What that means is a loss of reputation based on declining trust among the organization’s key stakeholders. That is hard to win back.

In most organizations, the function tasked with building and protecting reputation is Corporate Communications.

As the Robinhood experience illustrates, trust is the basis of a strong reputation. Trust is built by a company behaving in a way that supports and amplifies its brand promise. 

The role of Corporate Communications is to tell the stories and share information with the organization’s key stakeholders in ways that build and deepen belief in the brand promise.

A strong reputation helps you survive adverse events and issues, even if you take a few hits and bumps along the way. 

A survey of influential industry leaders published in October 2020 revealed that the corporate communications function is gaining in strength and has become critical in areas such as reputation, social purpose, storytelling, technology and relations with stakeholders. 

It is no surprise that since the advent of the pandemic, in this time of almost permanent crisis, investment in corporate communications and reputation building has become such a high priority.
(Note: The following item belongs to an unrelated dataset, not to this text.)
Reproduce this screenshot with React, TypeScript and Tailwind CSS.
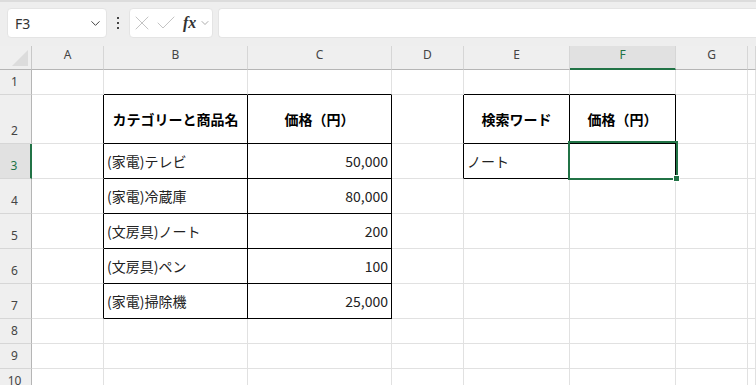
import React from 'react';
import { ChevronDown, X, Check } from 'lucide-react';

const COLS = ['A', 'B', 'C', 'D', 'E', 'F', 'G', ''];
const ROWS = [1, 2, 3, 4, 5, 6, 7, 8, 9, 10];

type Cell = { text: string; align?: 'left' | 'right' | 'center'; bold?: boolean };

const cells: Record<string, Cell> = {
    B2: { text: 'カテゴリーと商品名', align: 'center', bold: true },
    C2: { text: '価格（円）', align: 'center', bold: true },
    B3: { text: '(家電)テレビ' },
    C3: { text: '50,000', align: 'right' },
    B4: { text: '(家電)冷蔵庫' },
    C4: { text: '80,000', align: 'right' },
    B5: { text: '(文房具)ノート' },
    C5: { text: '200', align: 'right' },
    B6: { text: '(文房具)ペン' },
    C6: { text: '100', align: 'right' },
    B7: { text: '(家電)掃除機' },
    C7: { text: '25,000', align: 'right' },
    E2: { text: '検索ワード', align: 'center', bold: true },
    F2: { text: '価格（円）', align: 'center', bold: true },
    E3: { text: 'ノート' },
};

// ranges that carry a thin black border: [colFrom, colTo, rowFrom, rowTo]
const tables = [
    [1, 2, 2, 7],
    [4, 5, 2, 3],
];

const inTable = (c: number, r: number) =>
    tables.some(([c1, c2, r1, r2]) => c >= c1 && c <= c2 && r >= r1 && r <= r2);

const SheetCell = ({ c, r }: { c: number; r: number }) => {
    const key = COLS[c] + r;
    const cell = cells[key];
    const right = inTable(c, r) || inTable(c + 1, r);
    const bottom = inTable(c, r) || inTable(c, r + 1);
    const selected = key === 'F3';

    return (
        <div
            className={`relative flex items-center border-r border-b px-[3px] text-[14px] text-[#222] whitespace-nowrap ${
                right ? 'border-r-black' : 'border-r-[#e1e1e1]'
            } ${bottom ? 'border-b-black' : 'border-b-[#e1e1e1]'} ${
                cell?.align === 'right'
                    ? 'justify-end'
                    : cell?.align === 'center'
                      ? 'justify-center'
                      : 'justify-start'
            } ${cell?.bold ? 'font-bold text-[14.5px] text-black' : ''}`}
        >
            {cell?.text}
            {selected && (
                <div className="absolute -left-[2px] -top-[3px] -right-[3px] -bottom-[2px] z-10 border-2 border-[#217346]">
                    <div className="absolute -right-[4px] -bottom-[4px] w-[7px] h-[7px] bg-[#217346] border border-white"></div>
                </div>
            )}
        </div>
    );
};

export default function App() {
    return (
        <div className="w-[756px] h-[385px] overflow-hidden bg-white font-['Noto_Sans_CJK_JP',sans-serif]">
            {/* formula bar */}
            <div className="h-[46px] bg-[#eeeeee] border-t-2 border-[#dcdcdc] flex items-start pt-[6px]">
                <div className="ml-[7px] w-[100px] h-[30px] bg-white rounded-[4px] border border-[#e4e4e4] flex items-center justify-between pl-[7px] pr-[3px]">
                    <span className="font-['Noto_Sans',sans-serif] text-[14px] text-[#333]">F3</span>
                    <ChevronDown size={15} strokeWidth={1.6} className="text-[#444]" />
                </div>
                <div className="w-[22px] h-[30px] flex flex-col items-center justify-center gap-[3px]">
                    <div className="w-[2px] h-[2px] bg-[#444]"></div>
                    <div className="w-[2px] h-[2px] bg-[#444]"></div>
                    <div className="w-[2px] h-[2px] bg-[#444]"></div>
                </div>
                <div className="w-[84px] h-[30px] bg-white rounded-[4px] border border-[#e4e4e4] flex items-center">
                    <X size={24} strokeWidth={1} className="text-[#c4c4c4]" />
                    <Check size={24} strokeWidth={1} className="text-[#c4c4c4]" />
                    <span className="ml-[5px] font-['Liberation_Serif',serif] italic font-bold text-[16px] text-[#333] leading-none">
                        fx
                    </span>
                    <ChevronDown size={12} strokeWidth={1.4} className="ml-[3px] text-[#888]" />
                </div>
                <div className="ml-[5px] flex-1 h-[30px] bg-white rounded-l-[4px] border border-r-0 border-[#e4e4e4]"></div>
            </div>

            {/* sheet */}
            <div className="grid grid-cols-[32px_72px_144px_144px_72px_106px_106px_72px_1fr] grid-rows-[24px_25px_49px_35px_35px_35px_35px_35px_25px_25px_25px]">
                {/* corner */}
                <div className="bg-[#efefef] border-r border-b border-r-[#c8c8c8] border-b-[#b5b5b5] flex items-end justify-end p-[3px]">
                    <svg width="16" height="16" viewBox="0 0 16 16">
                        <polygon points="16,0 16,16 0,16" fill="#dcdcdc" />
                    </svg>
                </div>
                {COLS.map((col, i) => (
                    <div
                        key={i}
                        className={`flex justify-center pt-[1px] font-['Noto_Sans',sans-serif] text-[12px] leading-[16px] border-r border-r-[#d6d6d6] ${
                            col === 'F'
                                ? 'bg-[#e1e1e1] text-[#217346] border-b-2 border-b-[#217346]'
                                : 'bg-[#efefef] text-[#444] border-b border-b-[#b5b5b5]'
                        }`}
                    >
                        {col}
                    </div>
                ))}

                {ROWS.map((r) => (
                    <React.Fragment key={r}>
                        <div
                            className={`flex items-end justify-center pb-[2px] pr-[2px] font-['Noto_Sans',sans-serif] text-[12px] leading-[20px] border-b border-b-[#d6d6d6] ${
                                r === 3
                                    ? 'bg-[#e1e1e1] text-[#217346] border-r-2 border-r-[#217346]'
                                    : 'bg-[#efefef] text-[#444] border-r border-r-[#b5b5b5]'
                            }`}
                        >
                            {r}
                        </div>
                        {COLS.map((_, c) => (
                            <SheetCell key={c} c={c} r={r} />
                        ))}
                    </React.Fragment>
                ))}
            </div>
        </div>
    );
}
Communications expert Tanya Meck noted in the early days of the COVID crisis that, “First and foremost, the near shutdown of society had underscored the crucial importance of strong corporate communications”. 

To underline why strong corporate communications is a high priority even as we begin to enter the post-pandemic world, Meck added: “It’s also important to share information and concerns with customers, vendors, policymakers and key regulators. We must never suspend good communications, no matter the unanticipated challenges.”

There are a number of recent, high-profile examples of the increasing focus on building an effective corporate communications function. 

Wells Fargo has suffered more reputation damage than most over recent years since its original miss-selling scandal. One of the ways it is moving beyond the problems is by hiring a powerhouse Head of Corporate Communications, Barri Rafferty, who explained in a recent interview: “I think the company is doing the things we need to really enhance the customer experience, and so communications has the chance to tell that story and rebuild the trust in the brand over time.” 

The agency that David Ogilvy co-founded, which has been a center for communications expertise for more than 50 years, just appointed a new CEO for Ogilvy PR, the public relations partner for many major corporations. 

When asked by the trade press about her initial focus for the business, Julianna Richter answered: “We are going to bolster and build out the corporate and sustainability, purpose, reputation side of the business because there is a market need to do that.” 

It is not always easy, given the pace, complexity and shifting priorities of business life, to focus on the idea that there are things you should do today in order to protect the company should a crisis unfold tomorrow.

Robinhood’s experience is a timely reminder of what happens when the brand promise gets too far removed from how the company behaves and the messages the company shares with key stakeholders, especially at moments of intense scrutiny, damage that promise.

Corporate Communications has been around forever and is not the most glamorous function. It is the workhorse of communications - the day-to-day facilitator of the organization’s messaging and storytelling and the steward of trusted relationships with stakeholders.

Right now, the workhorse is being recognized as a crucial element of the mix in how a company builds a reputation – and protects that reputation when a moment of real crisis emerges.